"""

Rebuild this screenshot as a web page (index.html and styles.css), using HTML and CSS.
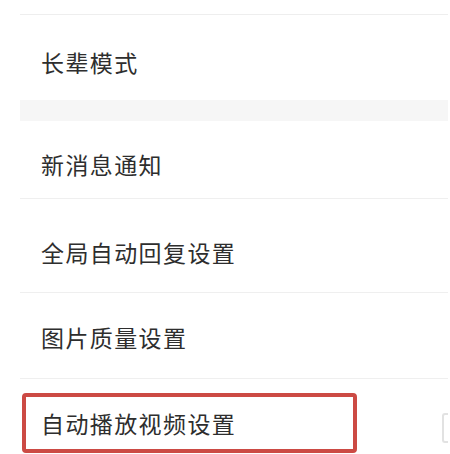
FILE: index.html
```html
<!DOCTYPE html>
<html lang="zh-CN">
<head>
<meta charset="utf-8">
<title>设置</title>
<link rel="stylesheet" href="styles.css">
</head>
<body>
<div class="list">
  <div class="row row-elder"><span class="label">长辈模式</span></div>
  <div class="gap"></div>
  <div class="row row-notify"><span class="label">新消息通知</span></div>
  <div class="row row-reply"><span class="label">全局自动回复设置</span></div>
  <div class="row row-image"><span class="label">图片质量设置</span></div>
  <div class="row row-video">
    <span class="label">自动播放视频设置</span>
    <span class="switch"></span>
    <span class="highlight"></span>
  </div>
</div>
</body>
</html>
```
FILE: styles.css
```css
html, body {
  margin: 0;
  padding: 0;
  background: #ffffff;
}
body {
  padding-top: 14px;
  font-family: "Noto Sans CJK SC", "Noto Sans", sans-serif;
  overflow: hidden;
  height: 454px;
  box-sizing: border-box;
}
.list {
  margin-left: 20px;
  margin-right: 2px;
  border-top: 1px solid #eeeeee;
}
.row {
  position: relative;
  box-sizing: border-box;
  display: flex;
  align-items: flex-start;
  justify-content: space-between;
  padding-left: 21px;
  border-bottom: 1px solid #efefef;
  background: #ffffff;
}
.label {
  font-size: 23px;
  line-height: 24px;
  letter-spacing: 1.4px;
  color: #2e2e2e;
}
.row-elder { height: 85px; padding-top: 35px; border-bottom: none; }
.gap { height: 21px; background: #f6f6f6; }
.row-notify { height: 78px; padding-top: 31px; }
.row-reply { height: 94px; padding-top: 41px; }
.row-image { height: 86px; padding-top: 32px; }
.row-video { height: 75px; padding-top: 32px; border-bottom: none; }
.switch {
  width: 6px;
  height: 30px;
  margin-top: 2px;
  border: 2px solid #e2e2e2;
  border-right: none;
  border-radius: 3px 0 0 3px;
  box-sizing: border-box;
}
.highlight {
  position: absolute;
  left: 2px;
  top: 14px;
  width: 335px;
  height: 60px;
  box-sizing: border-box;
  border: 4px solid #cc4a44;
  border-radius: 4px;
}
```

"""

- Work to complete -
Look above for every line with the word "styles" and copy it.

- Solution for this exercise -
Rebuild this screenshot as a web page (index.html and styles.css), using HTML and CSS.
<link rel="stylesheet" href="styles.css">
FILE: styles.css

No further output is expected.